Satelio
- Industry: Pay television
- Founded: July 2013; 12 years ago
- Headquarters: Ismaning, Germany
- Area served: Sub-Saharan Africa (Africa excluding North Africa)
- Products: Satellite television
- Owner: Deutscher Televisionsklub Betriebs GmbH
- Website: www.satelio.tv

= Satelio =

Satelio is a pay-tv service for German-language television in Southern Africa (especially Namibia as well in South Africa (under the Deukom label), other African countries (Nigeria since October 1, 2015) and the Middle East. Satelio is provided by Deutscher Televisionsklub Betriebs GmbH based in Ismaning, Germany.

==Distribution==
Satelio broadcast its offer via the Amos-5 satellite (from 2 December 2013 to early June 2014 via Intelsat 20). Due to the failure of Amos-5 on November 21, 2015, the move to the Astra 4A satellite at 5° east was announced on November 23, 2015 and completed on November 24, 2015.

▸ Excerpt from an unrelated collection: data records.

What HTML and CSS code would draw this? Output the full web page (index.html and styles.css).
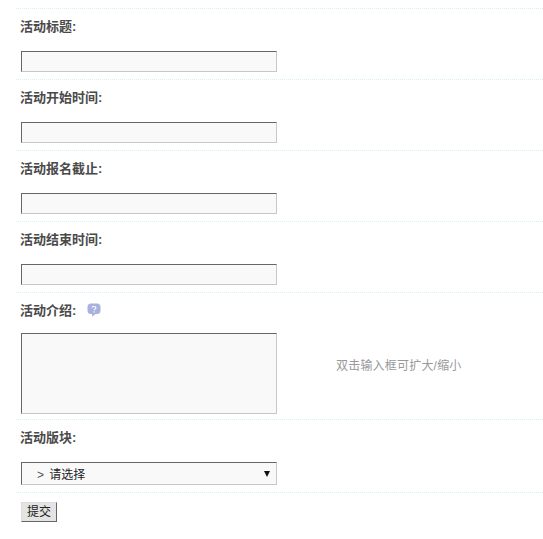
FILE: index.html
```html
<!DOCTYPE html>
<html lang="zh-CN">
<head>
<meta charset="utf-8">
<title>活动</title>
<link rel="stylesheet" href="styles.css">
</head>
<body>
<form class="form">
  <div class="row">
    <label class="label">活动标题:</label>
    <input class="field" type="text">
  </div>
  <div class="row">
    <label class="label">活动开始时间:</label>
    <input class="field" type="text">
  </div>
  <div class="row">
    <label class="label">活动报名截止:</label>
    <input class="field" type="text">
  </div>
  <div class="row">
    <label class="label">活动结束时间:</label>
    <input class="field" type="text">
  </div>
  <div class="row row-area">
    <label class="label">活动介绍:
      <svg class="help" width="14" height="14" viewBox="0 0 14 14" aria-hidden="true">
        <path d="M4 0.5h6a3.5 3.5 0 0 1 3.5 3.5v3.5a3.5 3.5 0 0 1-3.5 3.5H8.5L5.5 13.5 4.8 11H4A3.5 3.5 0 0 1 .5 7.5V4A3.5 3.5 0 0 1 4 .5z" fill="#a9b1df"/>
        <path d="M5 4.3c.3-1 3.8-1.2 3.9.6 0 1.2-1.7 1.2-1.8 2.4" fill="none" stroke="#fff" stroke-width="1.1"/>
        <rect x="6.5" y="8.3" width="1.2" height="1.2" fill="#fff"/>
      </svg>
    </label>
    <div class="area-line">
      <textarea class="field area"></textarea>
      <span class="hint">双击输入框可扩大/缩小</span>
    </div>
  </div>
  <div class="row row-select">
    <label class="label">活动版块:</label>
    <div class="select">
      <span class="select-text"><span class="gt">&gt;</span> 请选择</span>
      <span class="arrow"></span>
    </div>
  </div>
  <div class="row row-submit">
    <button class="submit" type="button">提交</button>
  </div>
</form>
</body>
</html>
```
FILE: styles.css
```css
* { box-sizing: border-box; }
html, body { margin: 0; padding: 0; background: #fff; }
body {
  font-family: "Liberation Sans", "Noto Sans CJK SC", sans-serif;
  font-size: 12px;
  color: #444;
}
.form { padding: 8px 0 0 16px; }
.row {
  border-top: 1px dotted #d8eff9;
  padding: 0 0 7px 5px;
  height: 71px;
}
.label {
  display: flex;
  align-items: center;
  height: 17px;
  margin-top: 9px;
  margin-bottom: 16px;
  margin-left: -1px;
  font-weight: bold;
  font-size: 13px;
  line-height: 17px;
  color: #4a4a4a;
}
.help { margin-left: 11px; margin-top: -2px; }
.field {
  display: block;
  width: 256px;
  height: 21px;
  margin: 0;
  padding: 0 2px;
  background: #f9f9f9;
  border-style: solid;
  border-width: 1px;
  border-color: #666 #c8c8c8 #c8c8c8 #666;
  border-radius: 0;
  outline: 0;
}
.row-area { height: 127px; }
.row-area .label { margin-bottom: 14px; }
.area-line { display: flex; align-items: center; }
.area { height: 81px; resize: none; }
.hint {
  margin-left: 59px;
  color: #999;
  font-size: 12px;
  letter-spacing: 0.2px;
  position: relative;
  top: -9px;
}
.row-select { height: 73px; }
.row-select .label { margin-bottom: 16px; }
.select {
  display: flex;
  align-items: center;
  justify-content: space-between;
  width: 256px;
  height: 23px;
  padding: 0 6px 0 15px;
  background: #f9f9f9;
  border-style: solid;
  border-width: 1px;
  border-color: #666 #c8c8c8 #c8c8c8 #666;
  font-size: 12px;
  color: #222;
}
.gt { color: #555; margin-right: 2px; }
.arrow {
  width: 0;
  height: 0;
  border-left: 3.5px solid transparent;
  border-right: 3.5px solid transparent;
  border-top: 6px solid #111;
}
.row-submit { height: 40px; padding-top: 9px; }
.submit {
  display: block;
  width: 36px;
  height: 20px;
  padding: 0;
  background: #e4e4e4;
  border-style: solid;
  border-width: 1px;
  border-color: #ddd #666 #666 #ddd;
  border-radius: 0;
  font-family: inherit;
  font-size: 12px;
  line-height: 18px;
  color: #222;
}
```
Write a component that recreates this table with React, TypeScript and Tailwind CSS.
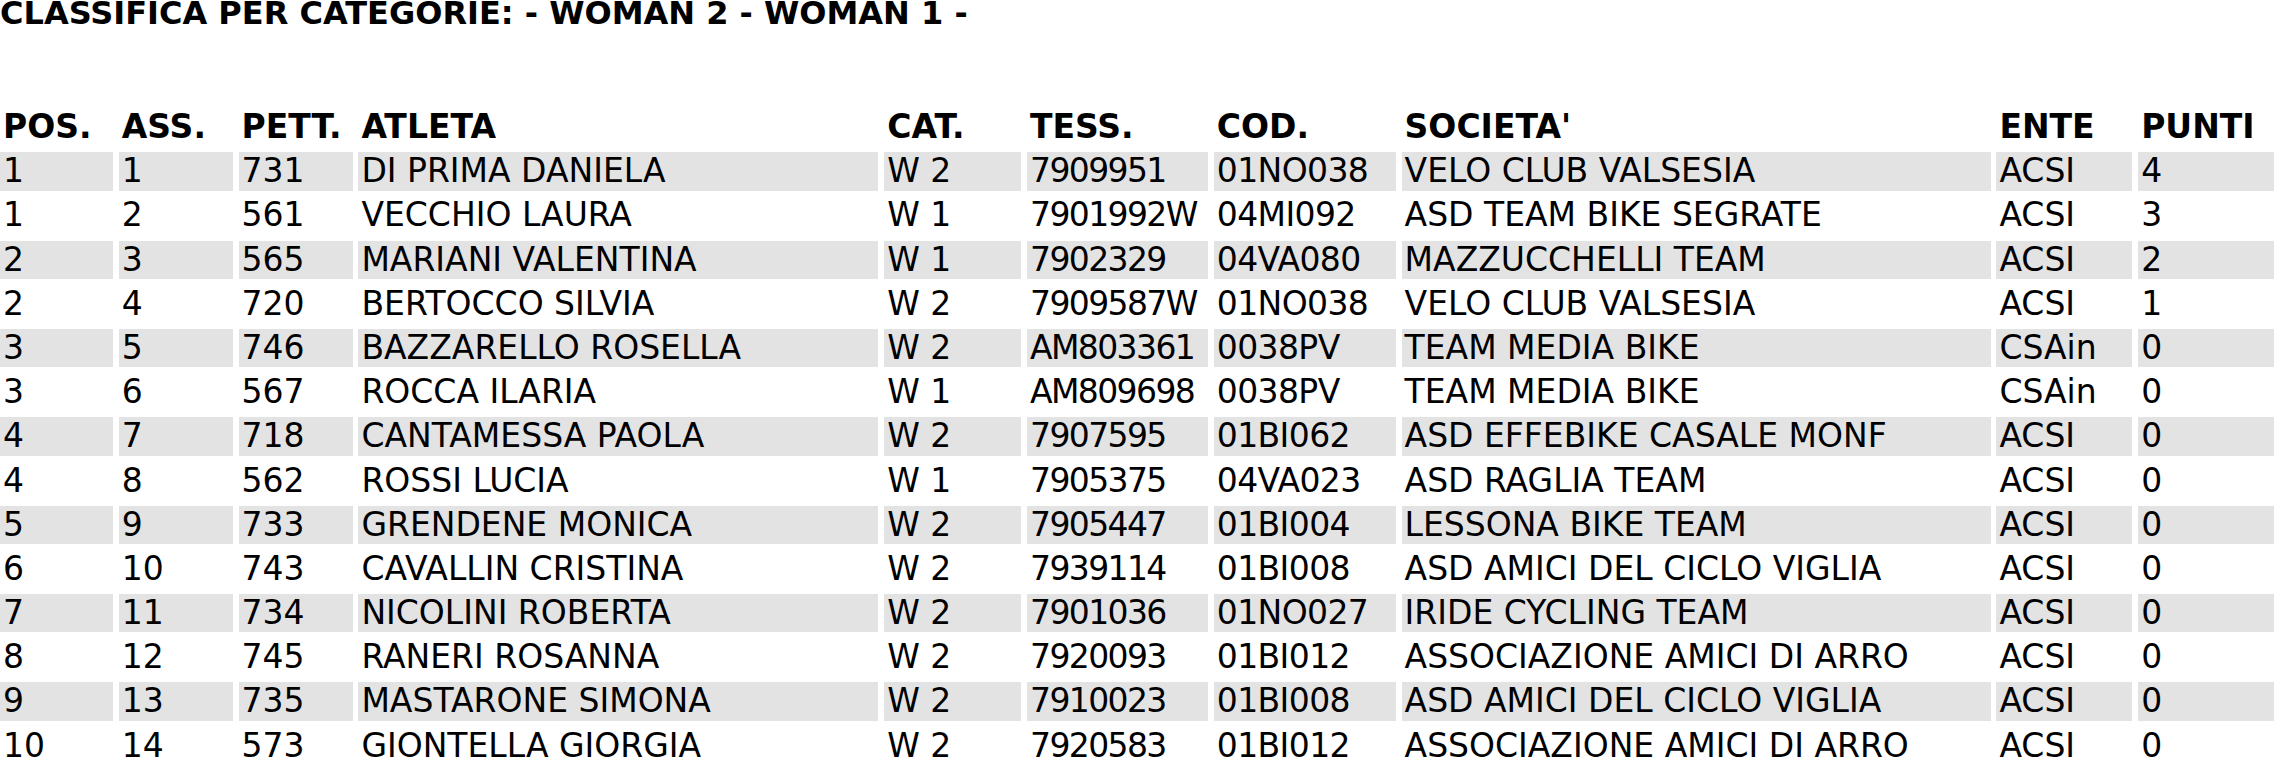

In Namibia, the broadcast takes place via the general broadcasting license of Hitradio Namibia, in Nigeria via ACTV.

==Channels==
===TV===

- Das Erste (available in Namibia and South Africa only)
- ZDF (available in Namibia and South Africa only)
- 3sat (available in Namibia and South Africa only)
- arte (available in Namibia and South Africa only)
- DW-TV (DW Deutsch)
- RTL Television
- RTL II
- Sat.1
- ProSieben
- VOX
- n-tv
- kabel eins
- Puls 4
- Heimatkanal
- Romance TV
- Nitro
- Super RTL
- ProSieben Maxx
- sixx
- Jukebox
- auto motor und sport channel/N24 (time-sharing)
- Fix und Foxi TV

The five English-language sports channels (ST Sports Premium HD, ST World Football HD, ST Sports Arena, ST Sports Life and ST Sports Focus) are offered in cooperation with the South African pay-tv company StarSat since September 1, 2016 and are subject to a surcharge. Among other things, Satelio offers the transmission of live coverage of Bundesliga football matches with this sports package.

===Radio===

- Bayern 1
- Bayern 3
- Klassik Radio
- Hitradio Namibia
- Antenne Bayern
- Radio Paloma
- Rock Antenne
- harmony.fm
- radio ffn
- sunshine live

==Encryption==
Panaccess is used as a conditional-access system.